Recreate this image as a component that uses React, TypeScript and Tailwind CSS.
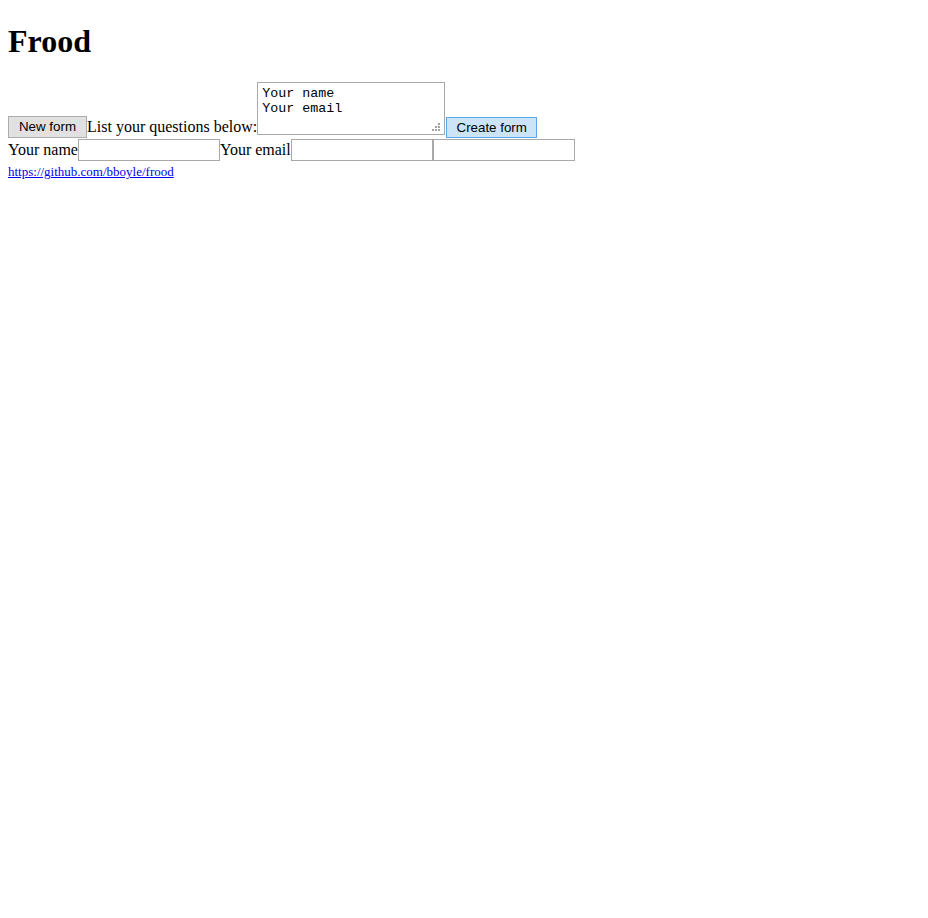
import { useState } from "react";

const serif = "font-['Liberation_Serif',serif]";
const sans = "font-['Liberation_Sans',Arial,sans-serif]";
const mono = "font-['Liberation_Mono',monospace]";

function Grip() {
  // little dotted resize handle, bottom right of the textarea
  const dots = [
    [6, 0],
    [3, 3], [6, 3],
    [0, 6], [3, 6], [6, 6],
  ];
  return (
    <svg width="8" height="8" viewBox="0 0 8 8" className="absolute right-[5px] bottom-[4px] pointer-events-none">
      {dots.map(([x, y], i) => (
        <rect key={i} x={x} y={y} width="2" height="2" fill="#a3a3a3" />
      ))}
    </svg>
  );
}

export default function App() {
  const [questions, setQuestions] = useState("Your name\nYour email");
  const [fields, setFields] = useState<Record<string, string>>({});
  const lines = questions.split("\n");

  return (
    <div className={`${serif} min-h-screen bg-white text-black px-2 text-[16px]`}>
      <h1 className="mt-[21px] mb-[20px] h-[39px] leading-[40px] text-[32px] font-bold">Frood</h1>

      <form className="flex items-end h-[59px]" onSubmit={(e) => e.preventDefault()}>
        <button
          type="button"
          className={`${sans} mb-[1px] h-[22px] w-[79px] border border-[#adadad] bg-[#e1e1e1] text-[13.33px] text-black`}
          onClick={() => setQuestions("")}
        >
          New form
        </button>
        <label className="mb-[3px] leading-[18px]">List your questions below:</label>
        <div className="relative mb-[4px]">
          <textarea
            value={questions}
            onChange={(e) => setQuestions(e.target.value)}
            className={`${mono} block h-[53px] w-[188px] resize-none border border-[#a9a9a9] px-[4px] pt-[3px] text-[13.33px] leading-[15px] outline-none`}
          />
          <Grip />
        </div>
        <button
          type="submit"
          className={`${sans} mb-[1px] ml-[1px] h-[21px] w-[91px] border border-[#5ea6ea] bg-[#cce4f7] text-[13.33px] text-black`}
        >
          Create form
        </button>
      </form>

      <div className="flex items-center h-[22px]">
        {lines.map((q, i) => (
          <span key={i} className="flex items-center">
            <span className="leading-[22px]">{q}</span>
            <input
              value={fields[q] ?? ""}
              onChange={(e) => setFields((f) => ({ ...f, [q]: e.target.value }))}
              className="h-[22px] w-[142px] border border-[#a9a9a9] outline-none px-[2px] text-[13.33px]"
            />
          </span>
        ))}
        <input className="h-[22px] w-[142px] border border-[#a9a9a9] outline-none px-[2px] text-[13.33px]" />
      </div>

      <div className="pt-[2px] leading-[18px] text-[13px]">
        <a href="https://github.com/bboyle/frood" className="text-[#0000ee] underline">
          https://github.com/bboyle/frood
        </a>
      </div>
    </div>
  );
}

···

- [Required task]: Starting at the top of the listing above, reproduce each line up to and including the one with "mb-[20px] h-[39px] leading-[40px]"; omit the pictures.

- [Result of this exercise]:
Recreate this image as a component that uses React, TypeScript and Tailwind CSS.
import { useState } from "react";

const serif = "font-['Liberation_Serif',serif]";
const sans = "font-['Liberation_Sans',Arial,sans-serif]";
const mono = "font-['Liberation_Mono',monospace]";

function Grip() {
  // little dotted resize handle, bottom right of the textarea
  const dots = [
    [6, 0],
    [3, 3], [6, 3],
    [0, 6], [3, 6], [6, 6],
  ];
  return (
    <svg width="8" height="8" viewBox="0 0 8 8" className="absolute right-[5px] bottom-[4px] pointer-events-none">
      {dots.map(([x, y], i) => (
        <rect key={i} x={x} y={y} width="2" height="2" fill="#a3a3a3" />
      ))}
    </svg>
  );
}

export default function App() {
  const [questions, setQuestions] = useState("Your name\nYour email");
  const [fields, setFields] = useState<Record<string, string>>({});
  const lines = questions.split("\n");

  return (
    <div className={`${serif} min-h-screen bg-white text-black px-2 text-[16px]`}>
      <h1 className="mt-[21px] mb-[20px] h-[39px] leading-[40px] text-[32px] font-bold">Frood</h1>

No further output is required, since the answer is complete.